Alleged 'mastermind' of bank-fraud case is sentenced to 14 months in prison
Judge with Gavel (Shutterstock)

A central Iowa businessman alleged to be the “mastermind” of a million-dollar scheme to defraud the Small Business Administration has been ordered to serve 14 months in prison.

Federal prosecutors had asked the judge in the case to sentence Michael Barry Slater, the founder and president of Vital Financial Services in Clive, to 57 months in prison and to impose a “significant fine” for his conviction on one count of conspiracy to commit mail fraud.

Instead, U.S. District Judge Stephanie Rose last week sentenced Slater to 14 months in prison, with a three-year term of supervised release to follow. Rose also ordered Slater to pay restitution in the amount of $4,528,191. No fine was imposed.

Slater was part of a group of financial executives criminally charged with shifting millions in potential losses from the now-shuttered Valley Bank in Moline, Illinois, to the SBA.

Prosecutors alleged that it was Slater who hatched a plan that called for Larry Charles Henson of Davenport, the former president and chairman of the bank, to engineer certain loans so that it appeared the borrowers qualified for SBA guarantees.

To do this, prosecutors said, Slater and bank executives completed loan-guarantee applications that included false statements about both the borrowers’ eligibility to receive the loans and the eventual disbursement of the loan proceeds.

As part of that scheme, Henson and Valley Bank Vice President Andrew Erpelding had Susan McLaughlin, also a bank vice president, alter the bank’s loan-payment reports to eliminate any evidence of past-due payments so the loans would appear to be eligible for SBA backing.

In March, Henson was sentenced to nine months in prison and ordered to pay $4.5 million in restitution after being convicted of fraud. Earlier this month, McLaughlin was sentenced to time served on a felony conviction of fraud and was ordered to pay a $500 fine. Erpelding is expected to be sentenced May 17.

Prosecutors sought stiffer sentence

Prior to Slater’s sentencing, prosecutors argued for a sentence of 57 months and a substantial fine, telling the court that Slater had engaged in SBA lending for over 20 years and so “the true extent of the damage he has done to the program will likely never be known.”

They alleged that before launching Vital in 2009, Slater had been employed as a senior finance consultant and partner at Banc-Serv Consulting in Indiana. In March 2019, several of Banc-Serv’s key employees were indicted for engaging in fraud involving SBA loans made between 2004 and 2017.

“Slater was employed by Banc-Serv and was involved in originating SBA loans during the time period charged in the Indiana indictment,” prosecutors told the judge in the Valley Bank case.

With regard to the fraud committed at Valley Bank, prosecutors said, Slater “served as the mastermind and originator of the scheme, and without his expertise the other defendants would not have been able to engage in this fraud.”

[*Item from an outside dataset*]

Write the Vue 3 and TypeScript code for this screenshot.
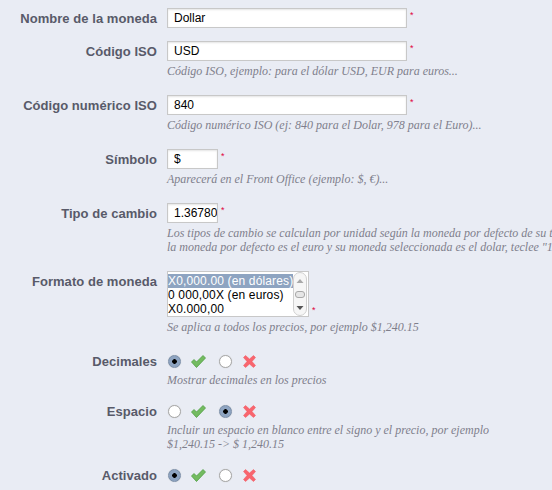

The prosecutors alleged the plot was formed in October 2011, when Slater called Henson and explained “a variety of ways in which he had banks fraudulently hide from the SBA” information about loans that might disqualify them from SBA-backed guarantees.

Slater’s attorney may have disputed the prosecutors’ allegations or argued for a lighter sentence, but the available court records give no indication.

Four days before sentencing, Slater’s attorney informed the court that he intended to file “certain sentencing-related documents,” including exhibits reports and memoranda for the judge to review prior to sentencing, and he asked for permission to file all of those records under seal so they couldn’t be accessed by the public.

No reason was given for the added level of secrecy, but court records indicate Chief Magistrate Judge Helen C. Adams approved the request.

Slater’s attorney, Sean Spellman, declined to comment on the case.